Exercise
The material below should be written out in full and exactly; pictures stay out of the copy.

## begin Data

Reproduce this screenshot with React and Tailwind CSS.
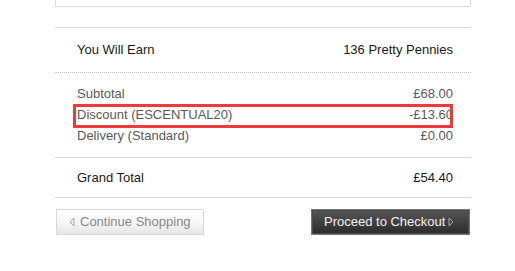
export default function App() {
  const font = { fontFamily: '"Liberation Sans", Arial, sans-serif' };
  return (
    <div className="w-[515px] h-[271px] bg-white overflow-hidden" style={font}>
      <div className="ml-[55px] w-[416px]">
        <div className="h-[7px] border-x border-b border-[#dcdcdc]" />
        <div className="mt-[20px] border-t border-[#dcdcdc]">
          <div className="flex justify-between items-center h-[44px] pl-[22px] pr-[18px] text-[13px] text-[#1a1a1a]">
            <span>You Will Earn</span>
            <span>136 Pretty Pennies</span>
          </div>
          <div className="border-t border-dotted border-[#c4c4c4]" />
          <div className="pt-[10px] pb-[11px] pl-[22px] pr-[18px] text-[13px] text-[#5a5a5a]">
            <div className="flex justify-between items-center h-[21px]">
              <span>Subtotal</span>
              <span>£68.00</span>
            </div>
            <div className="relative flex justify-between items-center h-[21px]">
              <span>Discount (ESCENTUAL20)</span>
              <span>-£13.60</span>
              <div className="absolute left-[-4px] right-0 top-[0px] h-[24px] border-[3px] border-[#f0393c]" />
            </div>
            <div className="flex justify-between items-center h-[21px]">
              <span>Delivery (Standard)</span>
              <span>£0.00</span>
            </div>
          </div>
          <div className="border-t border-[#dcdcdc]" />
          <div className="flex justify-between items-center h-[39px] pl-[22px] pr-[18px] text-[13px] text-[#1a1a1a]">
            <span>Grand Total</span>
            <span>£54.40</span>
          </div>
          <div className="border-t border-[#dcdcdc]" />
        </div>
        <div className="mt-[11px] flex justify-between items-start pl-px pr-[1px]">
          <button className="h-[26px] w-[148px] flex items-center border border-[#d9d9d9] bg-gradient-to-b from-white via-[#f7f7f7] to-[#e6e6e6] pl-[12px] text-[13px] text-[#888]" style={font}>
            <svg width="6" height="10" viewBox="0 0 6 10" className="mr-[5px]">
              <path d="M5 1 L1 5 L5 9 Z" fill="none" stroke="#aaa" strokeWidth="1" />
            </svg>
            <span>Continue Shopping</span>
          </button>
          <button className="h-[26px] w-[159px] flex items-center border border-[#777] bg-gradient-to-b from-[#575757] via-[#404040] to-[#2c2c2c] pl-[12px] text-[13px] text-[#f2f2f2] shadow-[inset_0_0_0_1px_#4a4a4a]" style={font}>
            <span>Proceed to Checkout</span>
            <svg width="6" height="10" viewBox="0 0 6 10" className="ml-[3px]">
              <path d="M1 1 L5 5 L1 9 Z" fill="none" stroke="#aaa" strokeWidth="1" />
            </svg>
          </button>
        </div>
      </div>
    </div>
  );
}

## end Data

Task result
Reproduce this screenshot with React and Tailwind CSS.
export default function App() {
  const font = { fontFamily: '"Liberation Sans", Arial, sans-serif' };
  return (
    <div className="w-[515px] h-[271px] bg-white overflow-hidden" style={font}>
      <div className="ml-[55px] w-[416px]">
        <div className="h-[7px] border-x border-b border-[#dcdcdc]" />
        <div className="mt-[20px] border-t border-[#dcdcdc]">
          <div className="flex justify-between items-center h-[44px] pl-[22px] pr-[18px] text-[13px] text-[#1a1a1a]">
            <span>You Will Earn</span>
            <span>136 Pretty Pennies</span>
          </div>
          <div className="border-t border-dotted border-[#c4c4c4]" />
          <div className="pt-[10px] pb-[11px] pl-[22px] pr-[18px] text-[13px] text-[#5a5a5a]">
            <div className="flex justify-between items-center h-[21px]">
              <span>Subtotal</span>
              <span>£68.00</span>
            </div>
            <div className="relative flex justify-between items-center h-[21px]">
              <span>Discount (ESCENTUAL20)</span>
              <span>-£13.60</span>
              <div className="absolute left-[-4px] right-0 top-[0px] h-[24px] border-[3px] border-[#f0393c]" />
            </div>
            <div className="flex justify-between items-center h-[21px]">
              <span>Delivery (Standard)</span>
              <span>£0.00</span>
            </div>
          </div>
          <div className="border-t border-[#dcdcdc]" />
          <div className="flex justify-between items-center h-[39px] pl-[22px] pr-[18px] text-[13px] text-[#1a1a1a]">
            <span>Grand Total</span>
            <span>£54.40</span>
          </div>
          <div className="border-t border-[#dcdcdc]" />
        </div>
        <div className="mt-[11px] flex justify-between items-start pl-px pr-[1px]">
          <button className="h-[26px] w-[148px] flex items-center border border-[#d9d9d9] bg-gradient-to-b from-white via-[#f7f7f7] to-[#e6e6e6] pl-[12px] text-[13px] text-[#888]" style={font}>
            <svg width="6" height="10" viewBox="0 0 6 10" className="mr-[5px]">
              <path d="M5 1 L1 5 L5 9 Z" fill="none" stroke="#aaa" strokeWidth="1" />
            </svg>
            <span>Continue Shopping</span>
          </button>
          <button className="h-[26px] w-[159px] flex items-center border border-[#777] bg-gradient-to-b from-[#575757] via-[#404040] to-[#2c2c2c] pl-[12px] text-[13px] text-[#f2f2f2] shadow-[inset_0_0_0_1px_#4a4a4a]" style={font}>
            <span>Proceed to Checkout</span>
            <svg width="6" height="10" viewBox="0 0 6 10" className="ml-[3px]">
              <path d="M1 1 L5 5 L1 9 Z" fill="none" stroke="#aaa" strokeWidth="1" />
            </svg>
          </button>
        </div>
      </div>
    </div>
  );
}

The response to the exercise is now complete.